Denn mal ganz ehrlich: wir alle wissen, dass ein informierter, gut vorbereiteter Konsument mit einem präzisen Einkaufszettel genauso wichtig für das Funktionieren des Marktes ist wie ein gut organisiertes, qualitätsgeprüftes Sortiment und bedarfsgerechte Öffnungszeiten – nur so haben Mogelpackungen keine Chance!
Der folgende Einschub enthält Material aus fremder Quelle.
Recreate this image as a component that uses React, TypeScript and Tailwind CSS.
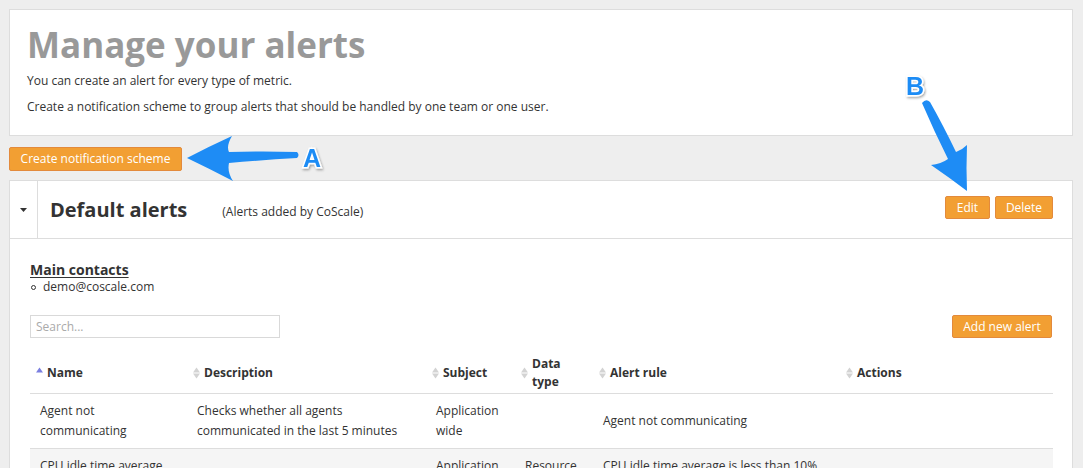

In diesem Sinne: Die Mittelstandsanleihe ist tot, es lebe die Mittelstandsanleihe!

Britta Hosters

Kurzvita von Britta Hosters

Britta Hosters begleitet als Expertin auf dem Gebiet Business Development, Strategie und Vertrieb den gesamten Prozess eines Mandates bei der SCHNIGGE Wertpapierhandelsbank AG mit dem Schwerpunkt Platzierung und Produktmanagement.

Als ausgebildete Bankkauffrau und internationale Diplom-Betriebswirtin ist sie seit über acht Jahren im Investmentbanking, u.a. für HSBC Trinkaus und Deutsche Bank AG, sowie im Verkaufstrainingsbereich tätig.